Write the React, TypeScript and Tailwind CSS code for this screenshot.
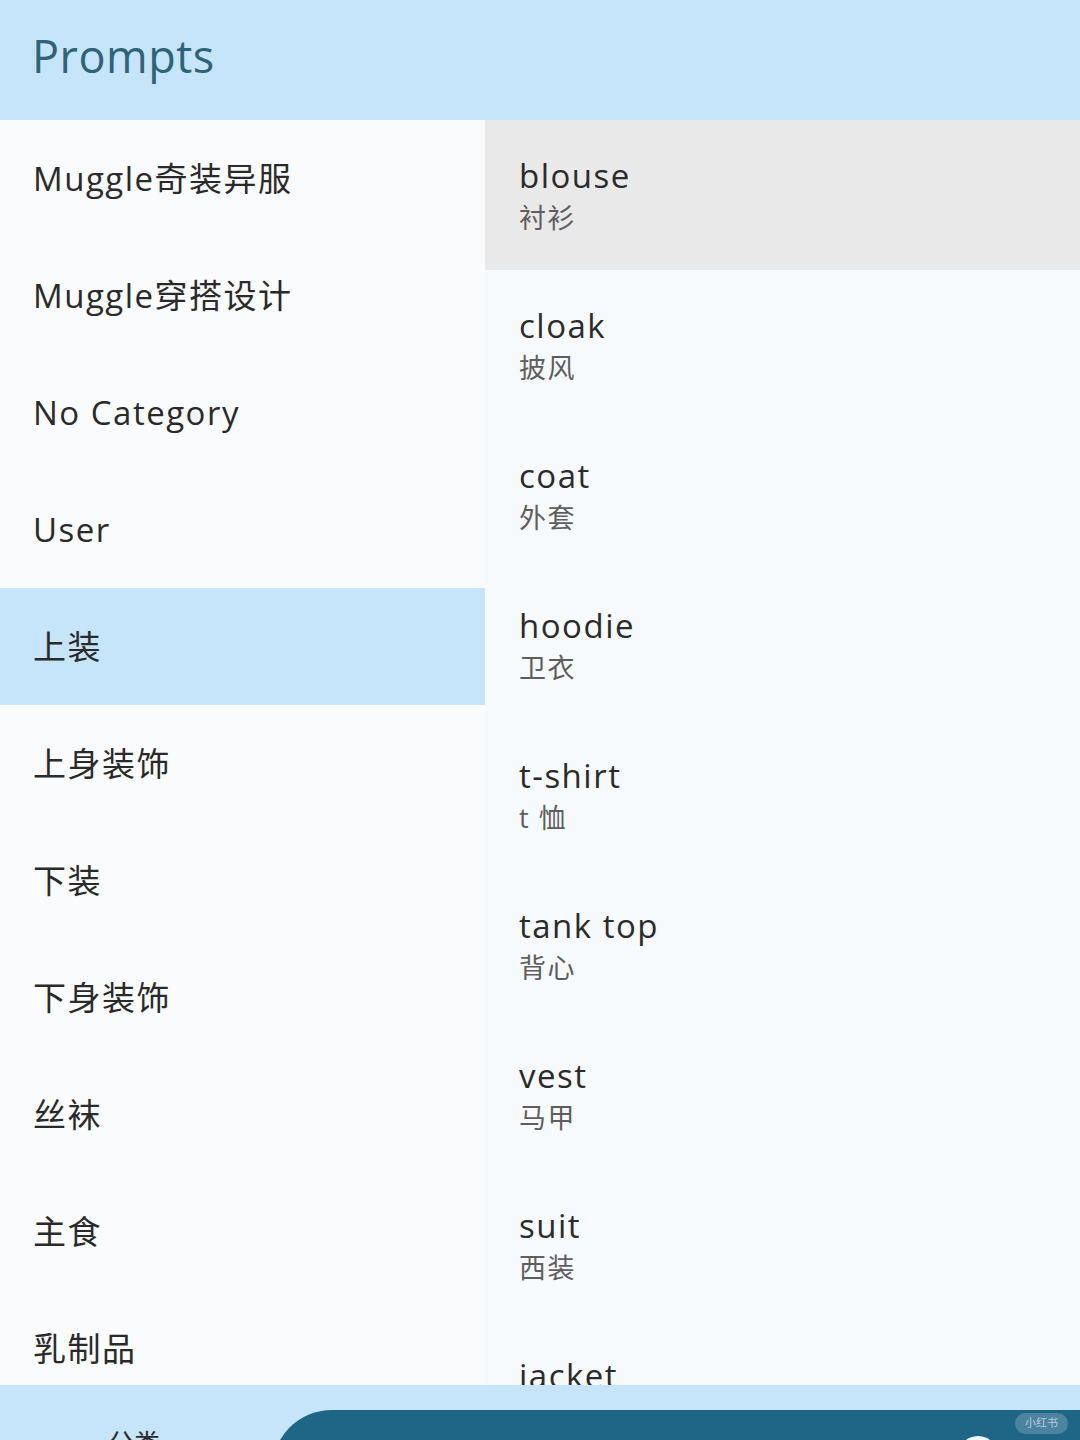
import React from 'react';

const categories = [
  'Muggle奇装异服',
  'Muggle穿搭设计',
  'No Category',
  'User',
  '上装',
  '上身装饰',
  '下装',
  '下身装饰',
  '丝袜',
  '主食',
  '乳制品',
  '其他',
];

const prompts = [
  { en: 'blouse', zh: '衬衫' },
  { en: 'cloak', zh: '披风' },
  { en: 'coat', zh: '外套' },
  { en: 'hoodie', zh: '卫衣' },
  { en: 't-shirt', zh: 't 恤' },
  { en: 'tank top', zh: '背心' },
  { en: 'vest', zh: '马甲' },
  { en: 'suit', zh: '西装' },
  { en: 'jacket', zh: '夹克' },
];

const font = { fontFamily: '"Open Sans", "Noto Sans CJK SC", sans-serif' };

export default function App() {
  const selectedCategory = 4;
  const selectedPrompt = 0;

  return (
    <div className="flex h-[1440px] w-[1080px] flex-col overflow-hidden bg-[#f8fafc]" style={font}>
      <header className="flex h-[120px] shrink-0 items-center bg-[#c6e4fa] pl-[32px]">
        <h1 className="pb-[10px] text-[45px] leading-none tracking-[0.5px] text-[#2f6478]">Prompts</h1>
      </header>

      <main className="flex h-[1265px] shrink-0 overflow-hidden">
        <nav className="w-[485px] shrink-0 bg-[#f9fbfd]">
          {categories.map((c, i) => (
            <div
              key={c}
              className={
                'flex h-[117px] items-center pl-[33px] text-[33px] tracking-[1.5px] text-[#2a2a2a] ' +
                (i === selectedCategory ? 'bg-[#c6e4fa]' : '')
              }
            >
              {c}
            </div>
          ))}
        </nav>

        <section className="flex-1 bg-[#f7fafc]">
          {prompts.map((p, i) => (
            <div
              key={p.en}
              className={
                'flex h-[150px] flex-col pl-[34px] pt-[34px] ' +
                (i === selectedPrompt ? 'bg-[#e9e9ea]' : '')
              }
            >
              <span className="text-[33px] leading-[44px] tracking-[1.5px] text-[#2b2b2b]">{p.en}</span>
              <span className="text-[27px] leading-[40px] tracking-[1.5px] text-[#5e5e5e]">{p.zh}</span>
            </div>
          ))}
        </section>
      </main>

      <footer className="relative flex h-[55px] shrink-0 bg-[#c6e4fa]">
        <div className="w-[272px] shrink-0 pl-[108px] pt-[45px] text-[26px] leading-none text-[#2a2a2a]">
          分类
        </div>
        <div className="mt-[25px] flex h-[80px] flex-1 items-start justify-end rounded-tl-[60px] bg-[#1f6686] pr-[82px] pt-[26px]">
          <div className="h-[40px] w-[40px] rounded-full bg-[#eef6fb]" />
        </div>
        <div className="absolute right-[12px] top-[28px] rounded-full bg-[#ffffff]/20 px-[10px] py-[2px] text-[11px] text-white/60">
          小红书
        </div>
      </footer>
    </div>
  );
}
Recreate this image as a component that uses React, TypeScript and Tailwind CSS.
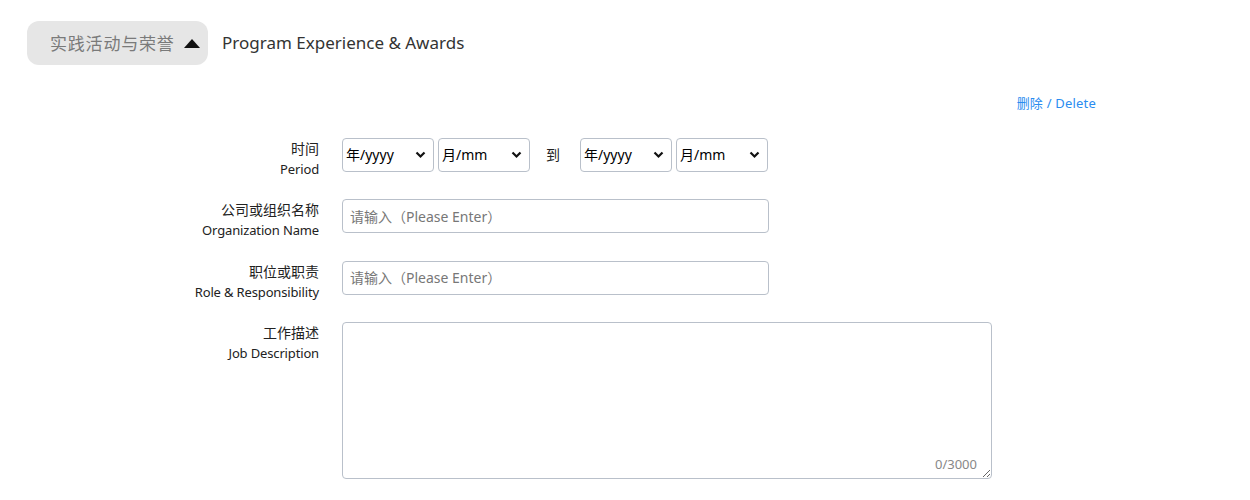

· · · ·

## What you are asked to do
Without the pictures, transcribe the listing above exactly.

## Response for this exercise
Write the React, TypeScript and Tailwind CSS code for this screenshot.
import React from 'react';

const categories = [
  'Muggle奇装异服',
  'Muggle穿搭设计',
  'No Category',
  'User',
  '上装',
  '上身装饰',
  '下装',
  '下身装饰',
  '丝袜',
  '主食',
  '乳制品',
  '其他',
];

const prompts = [
  { en: 'blouse', zh: '衬衫' },
  { en: 'cloak', zh: '披风' },
  { en: 'coat', zh: '外套' },
  { en: 'hoodie', zh: '卫衣' },
  { en: 't-shirt', zh: 't 恤' },
  { en: 'tank top', zh: '背心' },
  { en: 'vest', zh: '马甲' },
  { en: 'suit', zh: '西装' },
  { en: 'jacket', zh: '夹克' },
];

const font = { fontFamily: '"Open Sans", "Noto Sans CJK SC", sans-serif' };

export default function App() {
  const selectedCategory = 4;
  const selectedPrompt = 0;

  return (
    <div className="flex h-[1440px] w-[1080px] flex-col overflow-hidden bg-[#f8fafc]" style={font}>
      <header className="flex h-[120px] shrink-0 items-center bg-[#c6e4fa] pl-[32px]">
        <h1 className="pb-[10px] text-[45px] leading-none tracking-[0.5px] text-[#2f6478]">Prompts</h1>
      </header>

      <main className="flex h-[1265px] shrink-0 overflow-hidden">
        <nav className="w-[485px] shrink-0 bg-[#f9fbfd]">
          {categories.map((c, i) => (
            <div
              key={c}
              className={
                'flex h-[117px] items-center pl-[33px] text-[33px] tracking-[1.5px] text-[#2a2a2a] ' +
                (i === selectedCategory ? 'bg-[#c6e4fa]' : '')
              }
            >
              {c}
            </div>
          ))}
        </nav>

        <section className="flex-1 bg-[#f7fafc]">
          {prompts.map((p, i) => (
            <div
              key={p.en}
              className={
                'flex h-[150px] flex-col pl-[34px] pt-[34px] ' +
                (i === selectedPrompt ? 'bg-[#e9e9ea]' : '')
              }
            >
              <span className="text-[33px] leading-[44px] tracking-[1.5px] text-[#2b2b2b]">{p.en}</span>
              <span className="text-[27px] leading-[40px] tracking-[1.5px] text-[#5e5e5e]">{p.zh}</span>
            </div>
          ))}
        </section>
      </main>

      <footer className="relative flex h-[55px] shrink-0 bg-[#c6e4fa]">
        <div className="w-[272px] shrink-0 pl-[108px] pt-[45px] text-[26px] leading-none text-[#2a2a2a]">
          分类
        </div>
        <div className="mt-[25px] flex h-[80px] flex-1 items-start justify-end rounded-tl-[60px] bg-[#1f6686] pr-[82px] pt-[26px]">
          <div className="h-[40px] w-[40px] rounded-full bg-[#eef6fb]" />
        </div>
        <div className="absolute right-[12px] top-[28px] rounded-full bg-[#ffffff]/20 px-[10px] py-[2px] text-[11px] text-white/60">
          小红书
        </div>
      </footer>
    </div>
  );
}
Recreate this image as a component that uses React, TypeScript and Tailwind CSS.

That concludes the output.